The Forgotten Kingdom
We often think about Plants and Fungi together, but in truth Fungi are more closely related to humans than plants. They belong to their own separate kingdom containing millions of species, vastly outnumbering plants. Not only that, but the part of the fungi we are most familiar with – the toadstool or mushroom – is just the tip of the iceberg. Most of the fungi lies below the soil, a massive network of thread-like cells. The mushroom is simply a reproductive organ, like the flower of a plant, it bursts forth to spread its spores and then dies away again.
But this forgotten kingdom does have an important and crucial link with plants. 95% of all plant families form mutualistic relationships with fungi in the soil. Plants supply the fungi with food from the sun and in return fungi supply extra water and nutrients. Without this relationship, plants might never have been able to colonise the land at all.
In New Zealand, around 7,500 species have been described but many more wait to be discovered. While fungi use is not particularly common in New Zealand, fungi have served an important role in our history and culture. The following list contains some of the more common fungi in New Zealand that have been used by humans for food, medicine or recreation.
Basket Fungus – Ileodictyon cibarium
This strange, foul smelling fungus was known to Māori as Tūtae kēhua – ghost dung. It certainly looks like the kind of thing left behind by ghosts, and often emerges after thunderstorms. Māori would eat the thick gooey shell before the basket bursts out and develops a layer of stinky slime. It could be roasted in the ashes of a fire, or cooked in hāngī.
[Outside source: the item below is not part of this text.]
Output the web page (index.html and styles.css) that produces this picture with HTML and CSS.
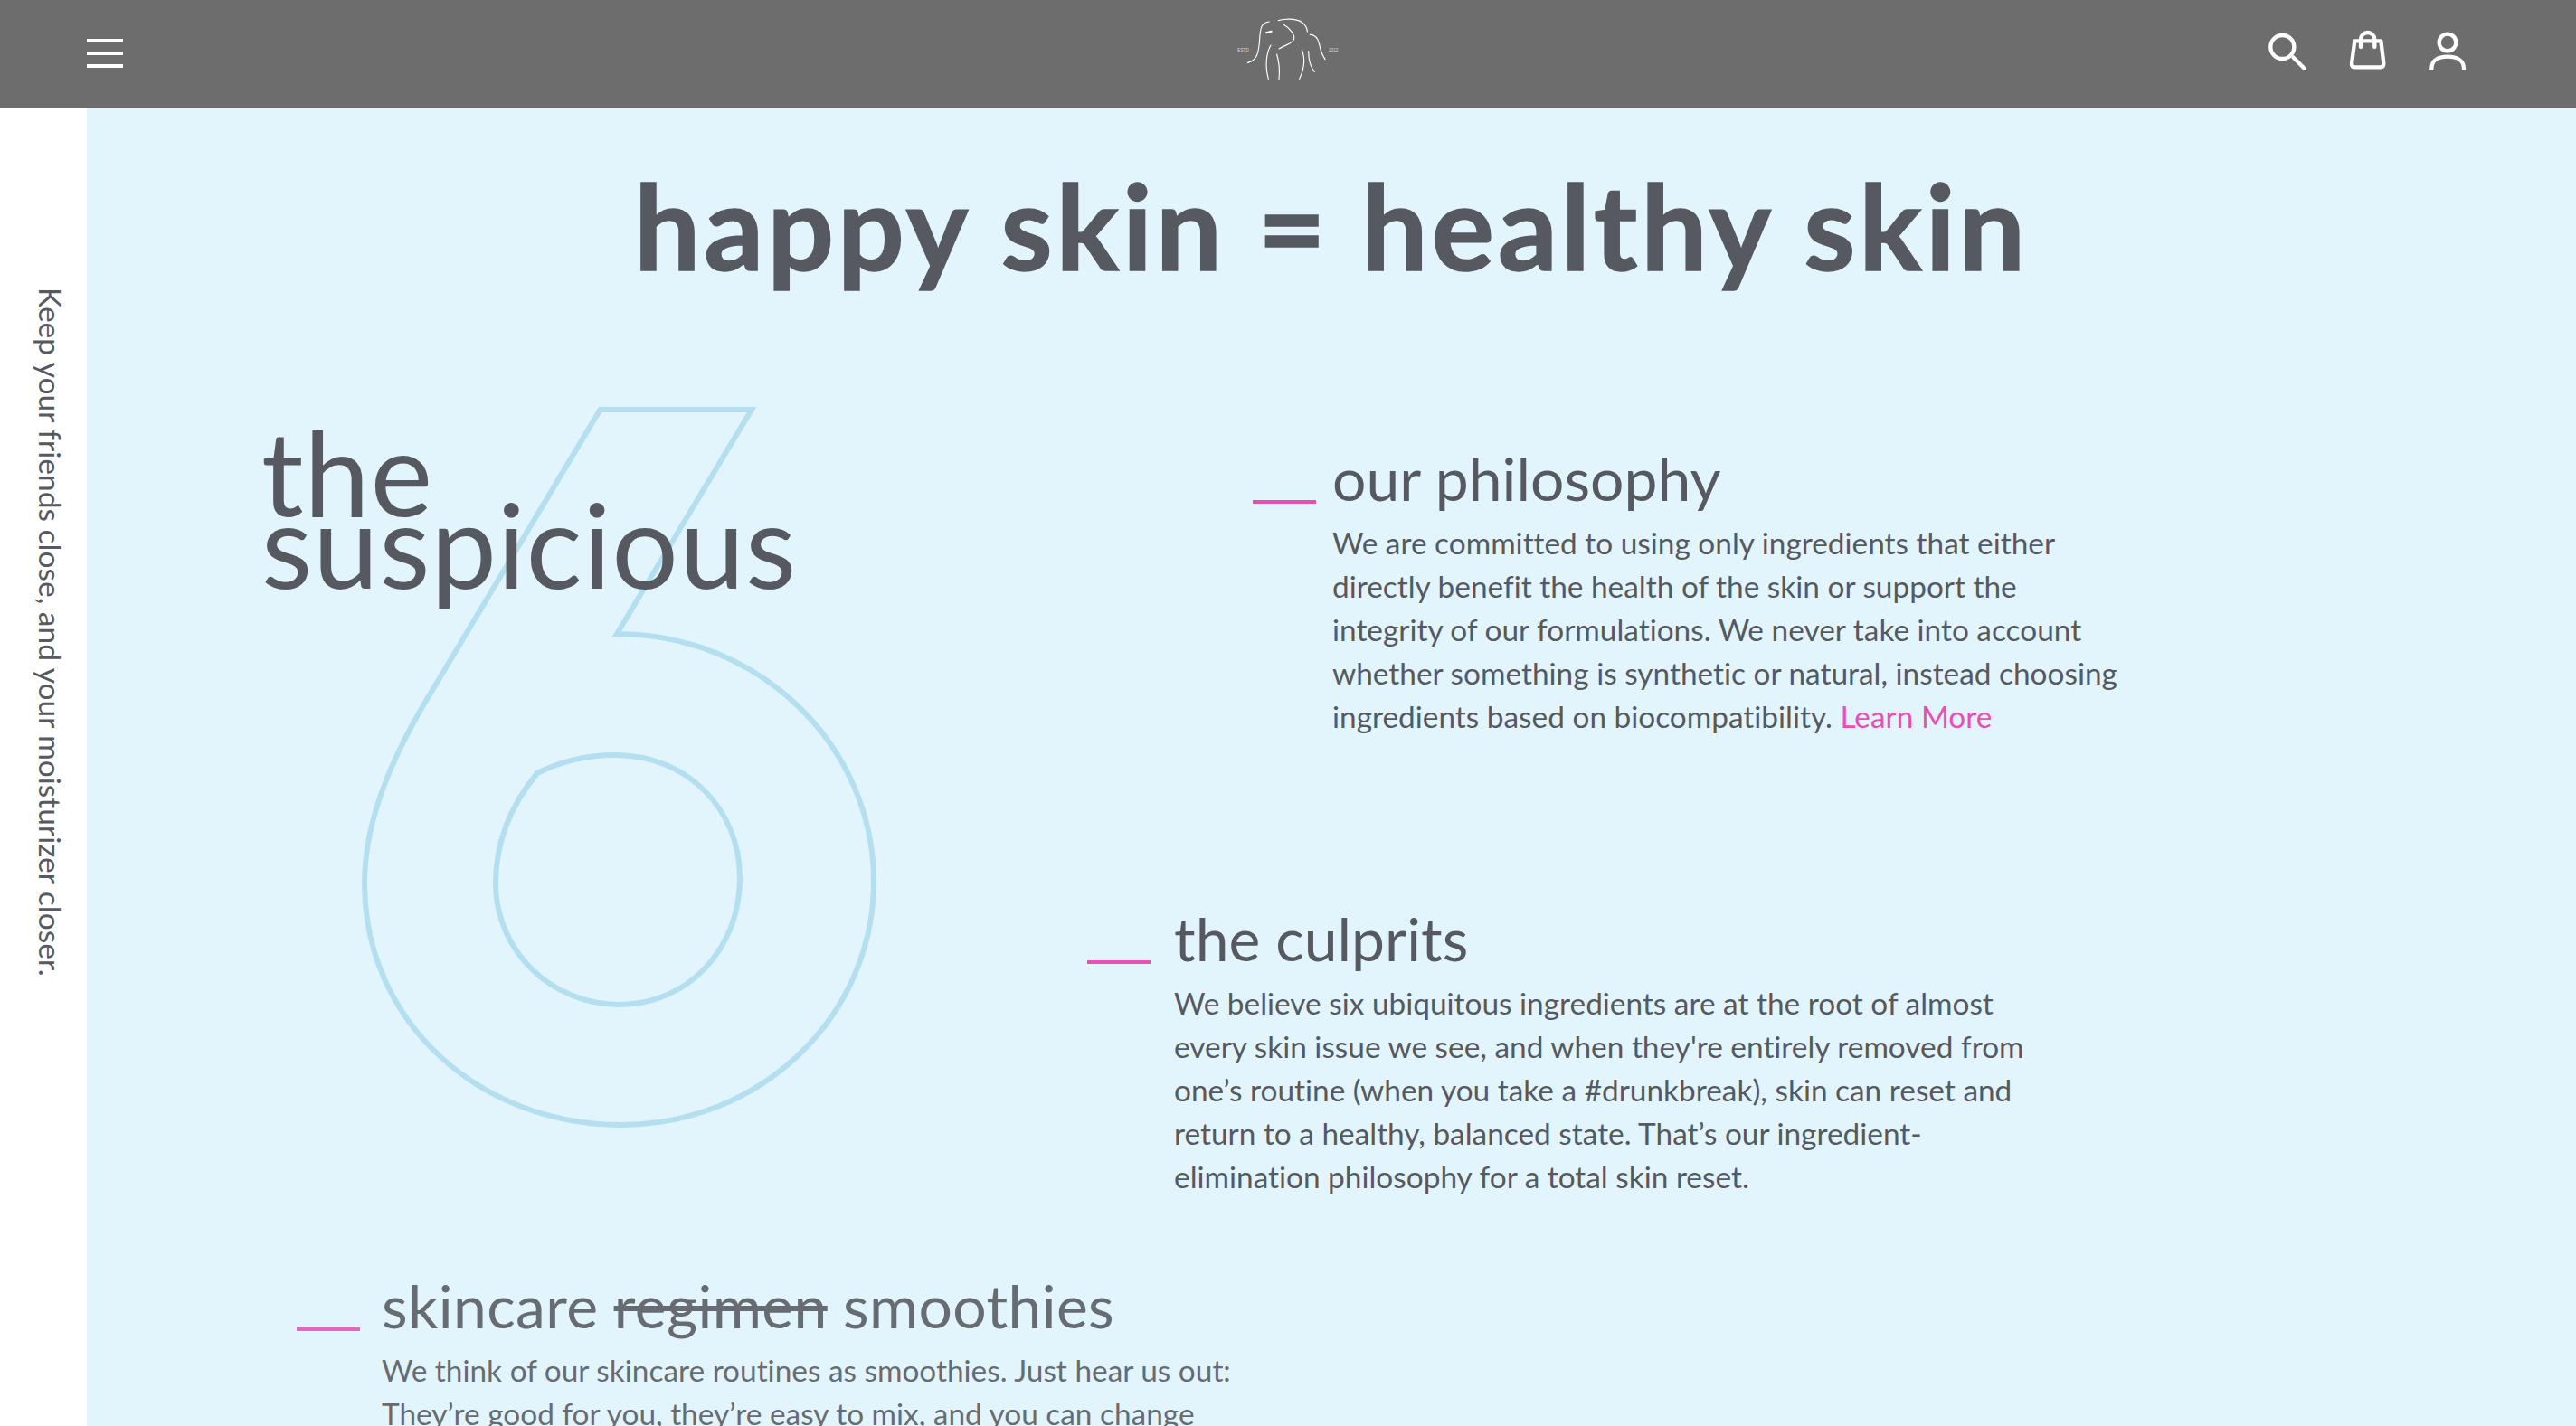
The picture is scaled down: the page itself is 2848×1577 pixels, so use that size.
FILE: index.html
```html
<!DOCTYPE html>
<html lang="en">
<head>
    <meta charset="UTF-8">
    <title>Our Philosophy</title>
    <link rel="stylesheet" href="styles.css">
</head>
<body>
    <header class="topbar">
        <button class="burger"><span></span><span></span><span></span></button>
        <svg class="logo" viewBox="0 0 510 354" width="170" height="118" fill="none" stroke="#fff" stroke-width="3.5" stroke-linecap="round">
            <path d="M118 208C150 200 155 175 158 130C160 90 165 75 190 72"/>
            <path d="M220 68C250 60 290 62 305 80C315 92 316 100 316 105"/>
            <path d="M180 109L197 104" stroke-width="6"/>
            <path d="M238 82C260 95 275 115 272 130C268 145 240 150 222 162"/>
            <path d="M195 150C180 175 175 220 187 262"/>
            <path d="M215 180C222 205 225 235 222 262"/>
            <path d="M325 115C350 115 355 140 360 165C365 180 370 190 375 197"/>
            <path d="M298 165C312 200 305 230 290 262"/>
            <path d="M320 170C320 200 325 220 340 238"/>
            <text class="logo-year" x="85" y="170">ESTD</text>
            <text class="logo-year" x="387" y="170">2012</text>
        </svg>
        <div class="tools">
            <svg viewBox="0 0 150 150" width="50" height="50" fill="none" stroke="#fff" stroke-width="13" stroke-linecap="round">
                <circle cx="55" cy="75" r="39"/>
                <path d="M92 110L128 146"/>
            </svg>
            <svg viewBox="0 0 150 150" width="50" height="50" fill="none" stroke="#fff" stroke-width="13" stroke-linecap="round" stroke-linejoin="round">
                <path d="M31 55H118L127 130Q127 142 117 142H31Q21 142 21 130Z"/>
                <path d="M51 75V50A23 23 0 0 1 97 50V75"/>
            </svg>
            <svg viewBox="0 0 150 150" width="50" height="50" fill="none" stroke="#fff" stroke-width="13" stroke-linecap="round">
                <circle cx="75" cy="60" r="28"/>
                <path d="M22 147C22 120 42 107 75 107C107 107 129 120 129 147"/>
            </svg>
        </div>
    </header>

    <div class="page">
        <aside class="side">
            <p class="side-text">Keep your friends close, and your moisturizer closer.</p>
        </aside>
        <main class="content">
            <h1 class="headline">happy skin = healthy skin</h1>

            <div class="intro">
                <div class="intro-left">
                    <svg class="six" viewBox="400 450 570 800" width="570" height="800" fill="none" stroke="#b3dff0" stroke-width="6">
                        <path d="M663.5 453H831L682 701C840 701 966 825 966 975C966 1125 840 1244 687 1244C530 1244 403 1130 403 977C403 900 440 825 480 760Z"/>
                        <path d="M594 855C620 842 650 835 680 835C760 835 818 895 818 971C818 1050 760 1111 685 1111C608 1111 548 1050 548 977C548 930 565 890 594 855Z"/>
                    </svg>
                    <h2 class="suspicious">the<br>suspicious</h2>
                </div>
                <div class="intro-right">
                    <section class="note note-philosophy">
                        <span class="dash"></span>
                        <h3>our philosophy</h3>
                        <p>We are committed to using only ingredients that either<br>directly benefit the health of the skin or support the<br>integrity of our formulations. We never take into account<br>whether something is synthetic or natural, instead choosing<br>ingredients based on biocompatibility. <a href="#">Learn More</a></p>
                    </section>
                    <section class="note note-culprits">
                        <span class="dash"></span>
                        <h3>the culprits</h3>
                        <p>We believe six ubiquitous ingredients are at the root of almost<br>every skin issue we see, and when they're entirely removed from<br>one’s routine (when you take a #drunkbreak), skin can reset and<br>return to a healthy, balanced state. That’s our ingredient-<br>elimination philosophy for a total skin reset.</p>
                    </section>
                </div>
            </div>

            <section class="note note-smoothies">
                <span class="dash"></span>
                <h3>skincare <s>regimen</s> smoothies</h3>
                <p>We think of our skincare routines as smoothies. Just hear us out:<br>They’re good for you, they’re easy to mix, and you can change</p>
            </section>
        </main>
    </div>
</body>
</html>
```

FILE: styles.css
```css
* {
    box-sizing: border-box;
}
html, body {
    height: 100%;
}
body {
    margin: 0;
    height: 1577px;
    overflow: hidden;
    background: white;
    color: #565960;
    font-family: Lato, sans-serif;
    font-variant-ligatures: none;
}

.topbar {
    height: 119px;
    background: #6d6d6d;
    display: flex;
    align-items: center;
    justify-content: space-between;
    padding: 0 117px 0 96px;
    position: relative;
}
.burger {
    width: 40px;
    display: flex;
    flex-direction: column;
    gap: 10px;
    padding: 0;
    margin: -1px 0 0;
    border: none;
    background: none;
}
.burger span {
    height: 4px;
    background: white;
}
.logo {
    position: absolute;
    left: 1340px;
    top: 0;
}
.logo-year {
    font-family: "Liberation Sans", sans-serif;
    font-size: 14px;
    fill: #ddd;
    stroke: none;
}
.tools {
    display: flex;
    gap: 38px;
    margin-bottom: 15px;
}

.page {
    display: flex;
    height: 1458px;
}
.side {
    width: 96px;
    flex: none;
    padding: 199px 0 0 38px;
}
.side-text {
    margin: 0;
    writing-mode: vertical-rl;
    font-size: 33.5px;
    line-height: 36px;
    white-space: nowrap;
}
.content {
    flex: 1;
    background: #e3f5fc;
    overflow: hidden;
}

.headline {
    margin: 53px 0 3px;
    text-align: center;
    font-size: 130px;
    line-height: 154px;
    letter-spacing: 3.9px;
    font-weight: 700;
    -webkit-text-stroke: 1.5px #565960;
}

.intro {
    display: flex;
}
.intro-left {
    width: 1100px;
    flex: none;
    height: 1080px;
    position: relative;
    padding: 0 0 0 193px;
}
.six {
    position: absolute;
    left: 304px;
    top: 121px;
}
.suspicious {
    position: relative;
    margin: 0;
    padding-top: 152px;
    font-size: 130px;
    line-height: 80px;
    letter-spacing: 0.7px;
    font-weight: 400;
}

.note {
    display: grid;
    grid-template-columns: 70px auto;
    align-items: baseline;
    justify-content: start;
}
.note h3 {
    margin: 0 0 11px;
    font-size: 66px;
    line-height: 72px;
    font-weight: 400;
}
.note p {
    grid-column: 2;
    margin: 0;
    font-size: 33.4px;
    line-height: 48px;
    white-space: nowrap;
}
.note a {
    color: #e84fb5;
    text-decoration: none;
}
.dash {
    height: 4px;
    background: #e84fb5;
    transform: translateY(3px);
}
.note-philosophy {
    margin: 164px 0 0 189px;
    column-gap: 18px;
}
.note-culprits {
    margin: 186px 0 0 6px;
    column-gap: 26px;
}
.note-smoothies {
    margin: -1px 0 0 232px;
    column-gap: 24px;
    opacity: 0.88;
}
.note-smoothies h3 {
    letter-spacing: 0.35px;
}
```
Werewerekōkako – Entoloma hochstetteri
The most distinctive fungi in the country, Werewerekōkako immediately stands out on the forest floor with a bright turquoise blue. The Māori name derives from this blue colour, which resembles the wattles of Kōkako. It has the distinction of being the only fungi in the world to feature on a bank note, being found on the reverse of the New Zealand 50$ note. It is not known to be toxic, although other members of this genus are.
Wood Ear Fungus – Auricularia polytricha
Wood ear was eaten by Māori when nothing better could be found to eat – and even then was stewed with other food to hide the taste. However it is a popular food in China where it is also used medicinally. In the late 1800s New Zealand had a thriving trade exporting it from Taranaki to China. Its other name “Jews Ear Fungus” is a reference to Judas Iscariot, who is reputed to have hanged himself on an elder tree after the betrayal of Jesus Christ.
Vegetable Caterpillar – Cordyceps robertsii
The vegetable caterpillar belong to a family of fungi that are parasites on insect hosts. The fungi grows inside caterpillars, consuming the tissue of their host before bursting forth to release its spores. Māori used Vegetable caterpillar to treat asthma and produce ink for Tā moko.
Heart Rot Fungus – Agrocybe parasitica
Heart rot fungus was used by Māori to treat fever, and was also given to expectant mothers before birth, although the purpose of this remains unclear. It was also used as an antidote to poisoning by toxic plants such as Karaka and Tutu.
Putawa – Laetiporus portentosus
Putawa was used by Māori as tinder for lighting fires, and could be useful for carrying fires between locations. It was also used medicinally as a wound protector, and to help ease a difficult childbirth.
Puffball – Calvatia spp.
These brain-like fungi were eaten by Māori when young. They could also have a range of medicinal uses, the spores were applied to heal burns, it could be used to stop bleeding, and taken as an anaesthetic.
Magic Mushrooms – Psilocybe spp.
Yes, in case you were wondering – New Zealand does contain its share of Psilocybe or “Magic” mushrooms. If consumed, these mushrooms produce intense, hallucinatory experiences. The cap and stalk of the mushrooms turns blue when handled. It is a criminal offence to harvest these mushrooms in New Zealand.
Fly Agaric – Amanita muscaria
The quintessential toadstool from fairy tales and children’s books – Fly Agaric produces hallucinations if eaten and can send the victim into a deep coma-like sleep. To date there have been no fatalities in New Zealand, but deaths are recorded in other countries. They typically occur in exotic forest plantations but have begun to invade native beech forest.